▶ _Your goal_
Look through the data below and output, unchanged, every line from the one holding "Reproduce this screenshot" through the one holding "import React from", inclusive. Skip the pictures.

▶ _Records supplied_
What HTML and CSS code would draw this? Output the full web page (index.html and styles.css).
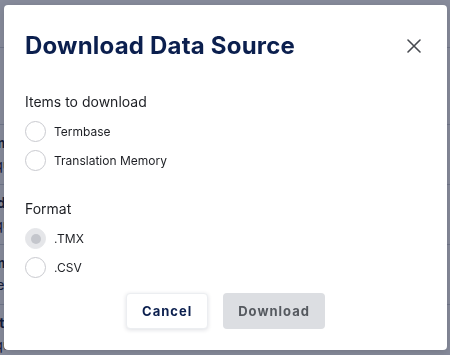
FILE: index.html
```html
<!DOCTYPE html>
<html lang="en">
<head>
<meta charset="utf-8">
<title>Download Data Source</title>
<link rel="stylesheet" href="styles.css">
</head>
<body>
<div class="page">
  <div class="page-head"></div>
  <div class="rows">
    <div class="row"><div class="cell"><b>terminologie</b><span>risque</span></div><div class="cell"><b>Mots clés</b><span>sans</span></div></div>
    <div class="row"><div class="cell"><b>traduction</b><span>risque</span></div><div class="cell"><b>Mots clés</b><span>sans</span></div></div>
    <div class="row"><div class="cell"><b>terme</b><span>rare</span></div><div class="cell"><b>Mots clés</b><span>sans</span></div></div>
    <div class="row"><div class="cell"><b>texte</b><span>risque</span></div><div class="cell"><b>Mots clés</b><span>sans</span></div></div>
    <div class="row row-last"><div class="cell"><b>terme</b><span>Sans danger</span></div><div class="cell"><b>Mots clés</b><span>physiques extrêmes, même s'il n'y a pas</span></div></div>
  </div>
</div>

<div class="overlay">
  <div class="modal" role="dialog" aria-labelledby="dlg-title">
    <header class="modal-head">
      <h2 class="title" id="dlg-title">Download Data Source</h2>
      <button class="close" aria-label="Close">
        <svg width="14" height="14" viewBox="0 0 14 14"><path d="M1 1L13 13M13 1L1 13" stroke="#474a50" stroke-width="1.6" stroke-linecap="round"/></svg>
      </button>
    </header>
    <div class="modal-body">
      <div class="group">
        <div class="group-label">Items to download</div>
        <label class="radio"><span class="circle"></span><span class="radio-text">Termbase</span></label>
        <label class="radio"><span class="circle"></span><span class="radio-text">Translation Memory</span></label>
      </div>
      <div class="group">
        <div class="group-label">Format</div>
        <label class="radio is-disabled"><span class="circle checked"></span><span class="radio-text">.TMX</span></label>
        <label class="radio"><span class="circle"></span><span class="radio-text">.CSV</span></label>
      </div>
    </div>
    <footer class="modal-foot">
      <button class="btn btn-secondary">Cancel</button>
      <button class="btn btn-disabled" disabled>Download</button>
    </footer>
  </div>
</div>
</body>
</html>
```

FILE: styles.css
```css
* { box-sizing: border-box; }
html, body { margin: 0; padding: 0; overflow: hidden; }
body {
  width: 450px;
  height: 355px;
  background: #fff;
  font-family: "Inter", "Noto Sans", sans-serif;
  color: #1d1f24;
}

/* background page */
.page { margin-left: -22px; height: 355px; overflow: hidden; }
.page-head { height: 48px; border-bottom: 1px solid #d4d7de; }
.rows { padding-top: 76px; }
.row {
  display: grid;
  grid-template-columns: 219px 1fr;
  height: 60px;
  border-top: 1px solid #d4d7de;
  padding-top: 9px;
}
.row-last .cell span { margin-top: 10px; }
.cell { display: flex; flex-direction: column; gap: 4px; font-size: 14px; line-height: 18px; color: #1b2540; white-space: nowrap; }
.cell b { font-weight: 700; }

/* overlay + modal */
.overlay {
  position: fixed;
  inset: 0;
  background: rgba(16, 24, 56, 0.5);
  display: flex;
  align-items: flex-start;
  padding: 5px 0 0 4px;
}
.modal {
  width: 443px;
  background: #fff;
  border-radius: 4px;
  padding: 27px 21px 21px 21px;
  box-shadow: 0 2px 8px rgba(0,0,0,0.15);
}
.modal-head {
  display: flex;
  align-items: center;
  justify-content: space-between;
}
.title {
  margin: 0;
  font-size: 24px;
  line-height: 28px;
  font-weight: 700;
  color: #0b1f4e;
  letter-spacing: 0.2px;
}
.close {
  width: 24px;
  height: 24px;
  padding: 0;
  border: 0;
  background: none;
  display: flex;
  align-items: center;
  justify-content: center;
}

.modal-body { margin-top: 32px; }
.group + .group { margin-top: 24px; }
.group-label {
  font-size: 14px;
  line-height: 20px;
  color: #1d1f24;
  margin-bottom: 5px;
}
.radio {
  display: flex;
  align-items: center;
  gap: 8px;
  height: 29px;
}
.circle {
  width: 21px;
  height: 21px;
  border-radius: 50%;
  border: 1px solid #c9cacf;
  background: #fff;
  display: flex;
  align-items: center;
  justify-content: center;
  flex: none;
}
.circle.checked { background: #e5e6e9; border-color: #e5e6e9; }
.circle.checked::after {
  content: "";
  width: 10px;
  height: 10px;
  border-radius: 50%;
  background: #c4c6cc;
}
.radio-text { font-size: 12px; color: #1d1f24; }

.modal-foot {
  display: flex;
  justify-content: center;
  gap: 15px;
  margin-top: 11px;
}
.btn {
  height: 36px;
  padding: 0 15px;
  border-radius: 4px;
  font-family: inherit;
  font-size: 13px;
  font-weight: 700;
  letter-spacing: 1px;
}
.btn-secondary {
  background: #fff;
  color: #0b1f4e;
  border: 1px solid #eceef1;
  box-shadow: 0 1px 4px rgba(20, 30, 60, 0.14);
}
.btn-disabled {
  background: #dcdee2;
  color: #55595f;
  border: 0;
}
```
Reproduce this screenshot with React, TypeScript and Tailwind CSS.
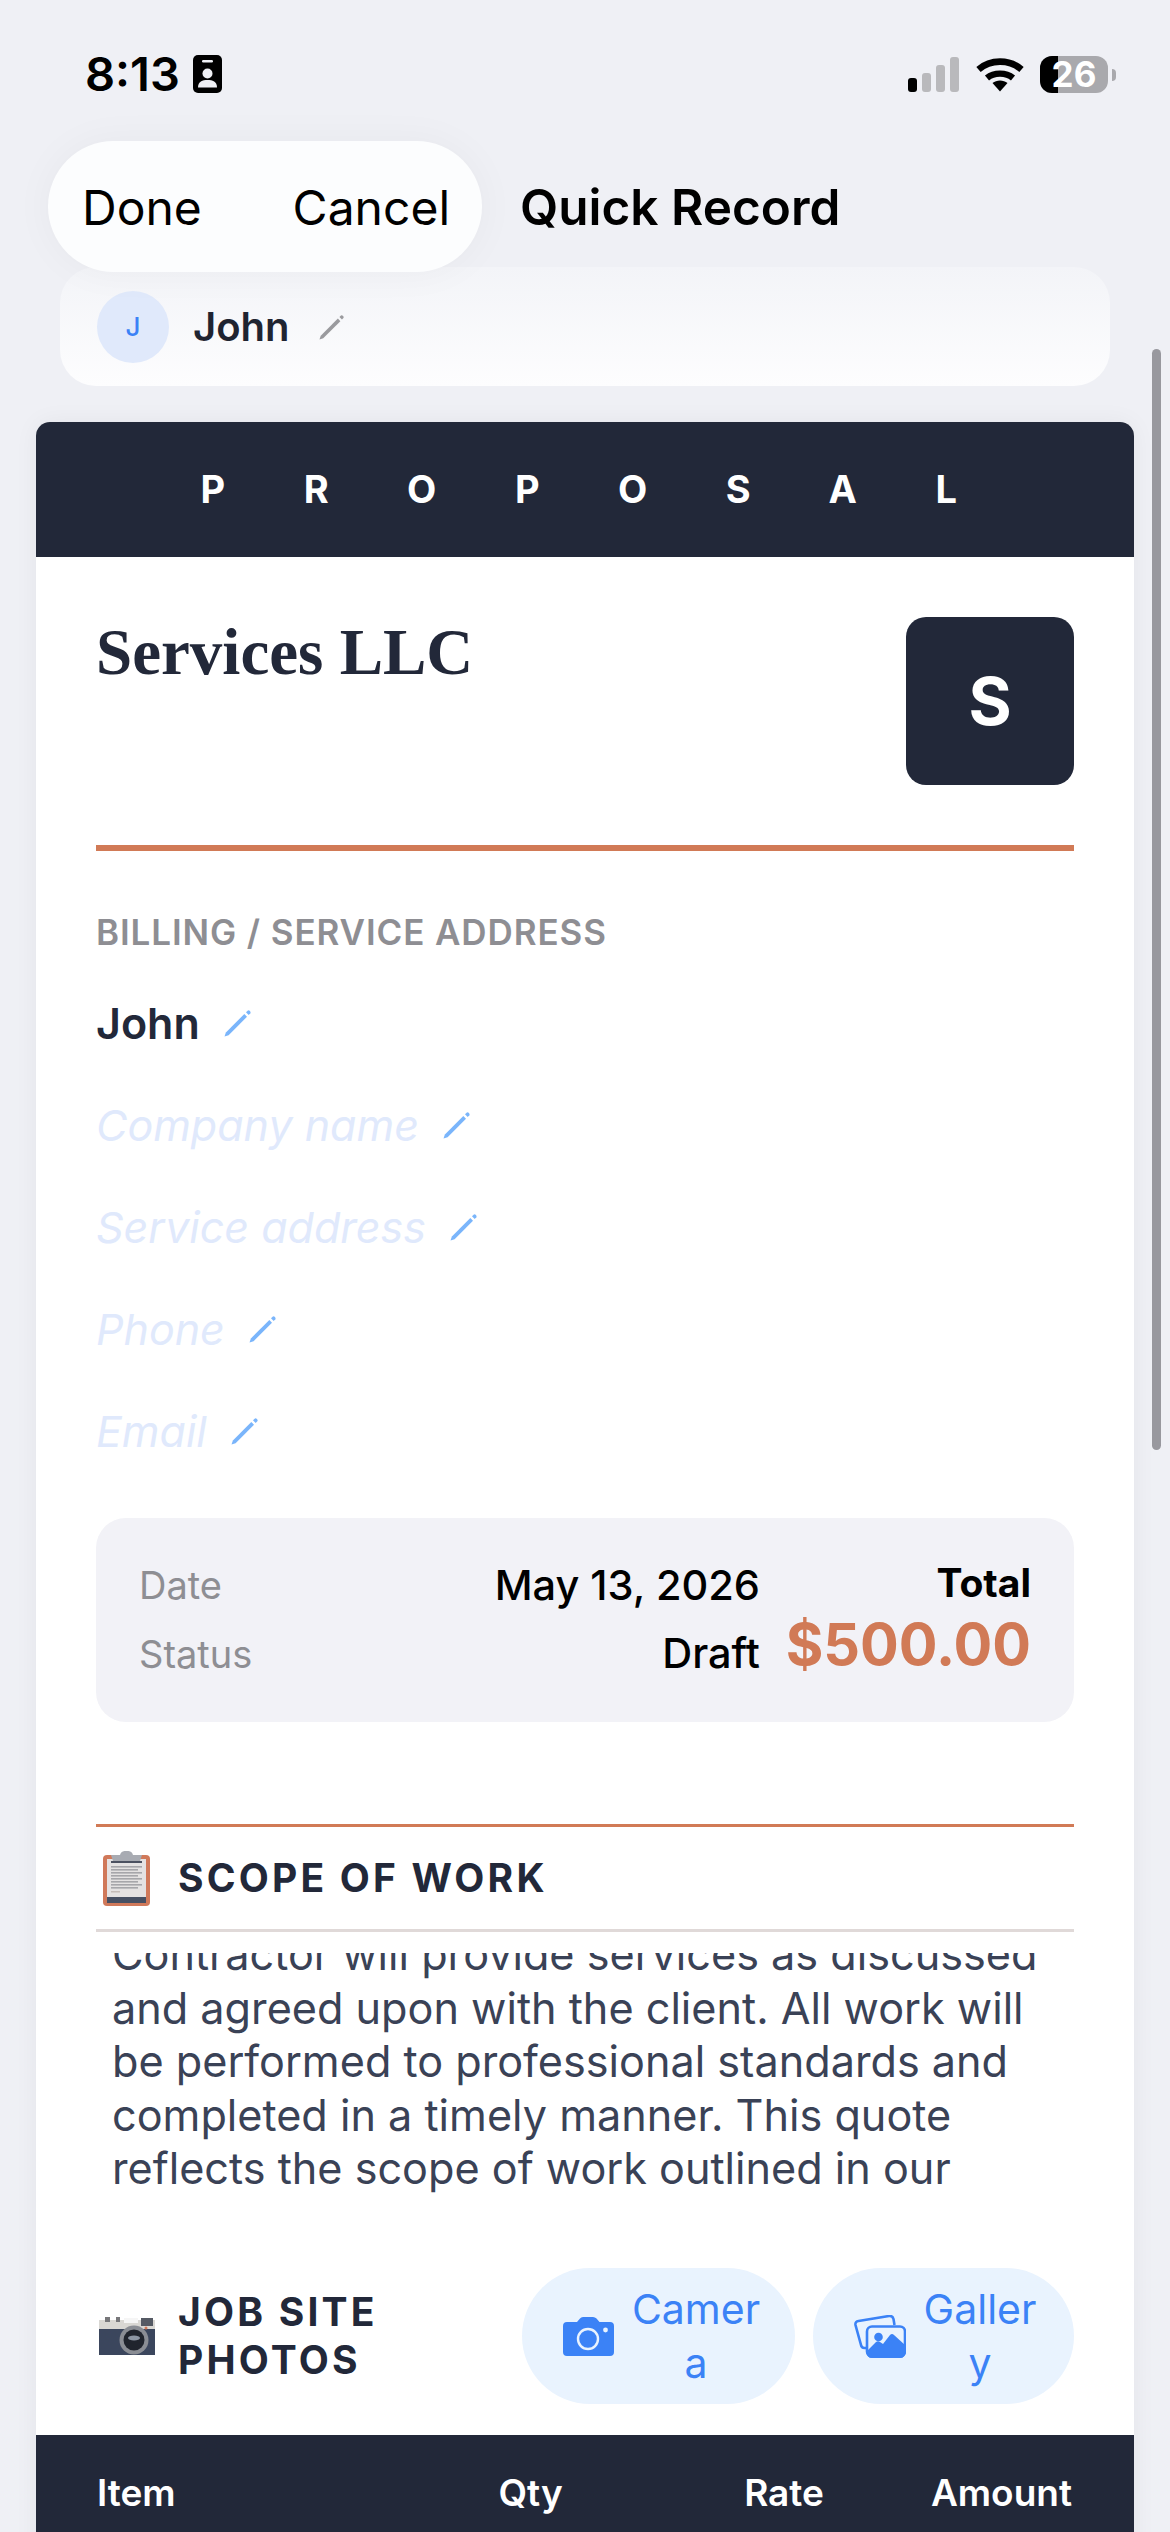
import React from "react";

function Pencil({ color, className }: { color: string; className?: string }) {
  return (
    <svg viewBox="0 0 27 27" className={className} fill="none">
      <path d="M0.5 26.5 L1.8 22.6 L19.6 4.8 L22.2 7.4 L4.4 25.2 Z" fill={color} />
      <path d="M21.2 3.2 L22.8 1.6 Q23.8 0.8 25 2 Q26.2 3.2 25.4 4.2 L23.8 5.8 Z" fill={color} />
    </svg>
  );
}

function Signal() {
  return (
    <svg width="52" height="36" viewBox="0 0 52 36" className="block">
      <rect x="0" y="21" width="9" height="14" rx="3" fill="#000" />
      <rect x="14" y="16" width="9" height="19" rx="3" fill="#b9b9bc" />
      <rect x="28" y="8" width="9" height="27" rx="3" fill="#b9b9bc" />
      <rect x="42" y="0" width="9" height="35" rx="3" fill="#b9b9bc" />
    </svg>
  );
}

function Wifi() {
  return (
    <svg width="48" height="36" viewBox="0 0 48 36" className="block" fill="none">
      <path d="M2.5 13.5 C14.5 3 33.5 3 45.5 13.5" stroke="#000" strokeWidth="6.6" />
      <path d="M11 22 C18 16.2 30 16.2 37 22" stroke="#000" strokeWidth="6.4" />
      <path d="M16.5 27 C20.5 23.6 27.5 23.6 31.5 27 L24 35.5 Z" fill="#000" />
    </svg>
  );
}

function Badge() {
  return (
    <svg width="29" height="38" viewBox="0 0 29 38" className="block">
      <rect width="29" height="38" rx="5" fill="#000" />
      <rect x="9" y="5" width="11" height="2.4" rx="1.2" fill="#eff0f5" />
      <circle cx="14.5" cy="18.5" r="5" fill="#eff0f5" />
      <path d="M5 32.5 C5 26.5 9.5 25 14.5 25 C19.5 25 24 26.5 24 32.5 Z" fill="#eff0f5" />
    </svg>
  );
}

function Clipboard() {
  return (
    <svg width="47" height="55" viewBox="0 0 47 55" className="block">
      <rect x="0" y="4" width="47" height="51" rx="4" fill="#d0795a" />
      <rect x="4" y="8" width="39" height="43" fill="#e4e2e2" />
      <rect x="4" y="46" width="39" height="6" fill="#465063" />
      <path d="M10 10 H37 L39 4 H30 Q29 -0.5 23.5 0 Q18 -0.5 17 4 H8 Z" fill="#a8abb2" />
      <rect x="8" y="10" width="31" height="2" fill="#4b5160" />
      {[15, 18, 21, 24, 27, 30, 33, 36].map((y) => (
        <rect key={y} x="8" y={y} width={y % 2 ? 31 : 27} height="1.6" fill="#a6a6aa" />
      ))}
      <rect x="8" y="40" width="9" height="1.5" fill="#c4bcb8" />
    </svg>
  );
}

function RetroCamera() {
  return (
    <svg width="56" height="38" viewBox="0 0 56 38" className="block">
      <rect x="0" y="3" width="56" height="35" fill="#d9d7d3" />
      <rect x="0" y="12" width="56" height="26" fill="#3b465d" />
      <rect x="6" y="0" width="5" height="5" fill="#77777a" />
      <rect x="17" y="0" width="4" height="5" fill="#77777a" />
      <rect x="25" y="1" width="14" height="5" fill="#f5f5f5" />
      <rect x="42" y="1" width="12" height="8" fill="#555a64" />
      <circle cx="35" cy="23" r="14.5" fill="#8a8d94" />
      <circle cx="35" cy="23" r="10.5" fill="#20242d" />
      <ellipse cx="35" cy="21" rx="6" ry="2.4" fill="#8c95a3" />
      <circle cx="47" cy="11" r="1.5" fill="#d0795a" />
    </svg>
  );
}

function CameraSolid() {
  return (
    <svg width="51" height="39" viewBox="0 0 51 39" className="block shrink-0">
      <path
        d="M4 5 H14 L17 1.5 Q18 0 20 0 H30 Q32 0 33.5 1.5 L36.5 5 H47 Q51 5 51 9 V35 Q51 39 47 39 H4 Q0 39 0 35 V9 Q0 5 4 5 Z"
        fill="#3b82f6"
      />
      <circle cx="25" cy="22" r="10" fill="none" stroke="#e9f3fe" strokeWidth="2.4" />
      <circle cx="42.5" cy="13" r="2.4" fill="#e9f3fe" />
    </svg>
  );
}

function GalleryIcon() {
  return (
    <svg width="52" height="43" viewBox="0 0 52 43" className="block shrink-0" fill="none">
      <path
        d="M12 33 L10.5 33 Q7.5 33 7 30 L1.5 10 Q1 6.5 4.5 6 L35 1 Q38.5 0.5 39.5 4 L40.5 10"
        stroke="#3b82f6"
        strokeWidth="2.6"
      />
      <rect x="13" y="11.5" width="38" height="30" rx="5" fill="#e9f3fe" stroke="#3b82f6" strokeWidth="2.6" />
      <path d="M13 36 L22 27 Q24 25.5 26 27 L29 29 L36 20 Q38 18 40 20 L51 30 V37 Q51 43 46 43 H18 Q13 43 13 37 Z" fill="#3b82f6" />
      <circle cx="24.5" cy="22" r="4.3" fill="#3b82f6" />
    </svg>
  );
}

function FieldRow({ text, placeholder }: { text: string; placeholder?: boolean }) {
  return (
    <div className="flex h-[102px] items-center gap-[24px]">
      {placeholder ? (
        <span className="text-[43px] italic text-[#e0e9fc]">{text}</span>
      ) : (
        <span className="text-[43px] font-semibold text-[#222839]">{text}</span>
      )}
      <Pencil color="#7ab5fb" className="block h-[28px] w-[28px]" />
    </div>
  );
}

export default function App() {
  return (
    <div className="relative h-[2532px] w-[1170px] overflow-hidden bg-[#eff0f5] font-['Inter',sans-serif] text-black">
      {/* Status bar */}
      <div className="flex h-[141px] items-start justify-between pl-[85px] pr-[54px] pt-[55px]">
        <div className="flex items-center gap-[13px]">
          <span className="text-[47px] font-semibold leading-[38px]">8:13</span>
          <Badge />
        </div>
        <div className="flex items-start gap-[16px] pt-[1px]">
          <div className="pt-[1px]">
            <Signal />
          </div>
          <Wifi />
          <div className="flex items-center gap-[4px]">
            <div className="relative flex h-[37px] w-[68px] items-center justify-center rounded-[12px] bg-[#a9a9ad]">
              <div className="absolute inset-y-0 left-0 w-[18px] rounded-l-[12px] bg-black" />
              <span className="relative text-[35px] font-bold leading-[37px] text-white">26</span>
            </div>
            <div className="h-[12px] w-[4px] rounded-r-full bg-[#a9a9ad]" />
          </div>
        </div>
      </div>

      {/* Toolbar */}
      <div className="relative z-10 flex items-center pl-[48px]">
        <div className="flex h-[131px] w-[434px] items-center justify-between rounded-full bg-[#fcfdfe] pl-[34px] pr-[32px] pt-[2px] shadow-[0_0_40px_rgba(0,0,0,0.04)]">
          <span className="text-[48px] leading-none">Done</span>
          <span className="text-[48px] leading-none">Cancel</span>
        </div>
        <span className="ml-[38px] pt-[2px] text-[49.5px] font-semibold leading-none">Quick Record</span>
      </div>

      {/* Contact strip */}
      <div className="mx-[60px] -mt-[5px] flex h-[119px] items-center gap-[24px] rounded-[36px] bg-linear-to-b from-[#f3f4f8] to-[#fdfdfe] pl-[37px]">
        <div className="flex h-[72px] w-[72px] items-center justify-center rounded-full bg-[#e0e9fb] text-[26px] font-medium text-[#3b82f6]">
          J
        </div>
        <span className="text-[40px] font-semibold text-[#1f2431]">John</span>
        <Pencil color="#9a9a9e" className="ml-[5px] block h-[26px] w-[26px]" />
      </div>

      {/* Scrollbar overlay */}
      <div className="absolute left-[1152px] top-[349px] z-20 h-[1101px] w-[9px] rounded-full bg-[#98989e]" />

      {/* Document */}
      <div className="mx-[36px] mt-[36px] rounded-t-[14px] bg-white shadow-[0_0_24px_rgba(0,0,0,0.05)]">
        <div className="flex h-[135px] items-center justify-center rounded-t-[14px] bg-[#222839] pl-[66px] text-[38px] font-bold tracking-[78.5px] text-white">
          PROPOSAL
        </div>

        <div className="px-[60px] pt-[60px]">
          <div className="flex items-start justify-between">
            <span className="-mt-[1px] font-['Liberation_Serif',serif] text-[65px] font-bold leading-[72px] text-[#222839]">
              Services LLC
            </span>
            <div className="flex h-[168px] w-[168px] items-center justify-center rounded-[20px] bg-[#222839] text-[66px] font-bold text-white">
              S
            </div>
          </div>

          <div className="mt-[60px] h-[6px] bg-[#d17a56]" />

          <div className="mt-[60px] h-[42px] text-[35px] font-semibold leading-[42px] tracking-[0.9px] text-[#8e8e93]">
            BILLING / SERVICE ADDRESS
          </div>

          <div className="mt-[19px]">
            <FieldRow text="John" />
            <FieldRow text="Company name" placeholder />
            <FieldRow text="Service address" placeholder />
            <FieldRow text="Phone" placeholder />
            <FieldRow text="Email" placeholder />
          </div>

          <div className="mt-[36px] flex h-[204px] rounded-[30px] bg-[#f2f2f7] px-[43px] pt-[33px]">
            <div className="flex-1 text-[38px] text-[#8e8e93]">
              <div className="flex h-[68px] items-center">Date</div>
              <div className="flex h-[70px] items-center">Status</div>
            </div>
            <div className="text-right text-[41.5px] font-medium text-black">
              <div className="flex h-[68px] items-center justify-end">May 13, 2026</div>
              <div className="flex h-[68px] items-center justify-end">Draft</div>
            </div>
            <div className="ml-[30px] flex w-[241px] flex-col items-end pt-[8px]">
              <div className="text-[39px] font-bold leading-[48px]">Total</div>
              <div className="text-[57.5px] font-bold leading-[74px] text-[#d17a56]">$500.00</div>
            </div>
          </div>

          <div className="mt-[102px] h-[3px] bg-[#d17a56]" />
          <div className="flex h-[102px] items-center">
            <div className="ml-[7px] w-[75px]">
              <Clipboard />
            </div>
            <span className="text-[39px] font-bold tracking-[3.2px] text-[#222839]">SCOPE OF WORK</span>
          </div>
          <div className="h-[3px] bg-[#e0d9d8]" />

          <div className="mt-[21px] h-[243px] overflow-hidden px-[16px]">
            <p className="-mt-[25px] text-[43.2px] leading-[53.6px] text-[#3a4256]">
              Contractor will provide services as discussed
              <br />
              and agreed upon with the client. All work will
              <br />
              be performed to professional standards and
              <br />
              completed in a timely manner. This quote
              <br />
              reflects the scope of work outlined in our
            </p>
          </div>

          <div className="mt-[72px] flex h-[136px] items-center">
            <div className="ml-[3px] w-[79px]">
              <RetroCamera />
            </div>
            <div className="flex-1 text-[39px] font-bold leading-[48px] tracking-[3.2px] text-[#222839]">
              JOB SITE
              <br />
              PHOTOS
            </div>
            <div className="flex items-center gap-[18px]">
              <div className="flex h-[136px] w-[273px] items-center gap-[16px] rounded-full bg-[#e9f3fe] pl-[41px]">
                <CameraSolid />
                <span className="w-[132px] break-all text-center text-[41px] leading-[54px] text-[#3b82f6]">Camera</span>
              </div>
              <div className="flex h-[136px] w-[261px] items-center gap-[15px] rounded-full bg-[#e9f3fe] pl-[41px]">
                <GalleryIcon />
                <span className="w-[118px] break-all text-center text-[41px] leading-[54px] text-[#3b82f6]">Gallery</span>
              </div>
            </div>
          </div>
        </div>

        <div className="mt-[31px] flex h-[120px] items-start bg-[#222839] pl-[61px] pr-[62px] pt-[35px] text-[37px] font-semibold leading-[46px] text-white">
          <span className="w-[402px]">Item</span>
          <span className="w-[246px]">Qty</span>
          <span className="w-[187px]">Rate</span>
          <span className="flex-1 text-right">Amount</span>
        </div>
      </div>
    </div>
  );
}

▶ _Task response_
Reproduce this screenshot with React, TypeScript and Tailwind CSS.
import React from "react";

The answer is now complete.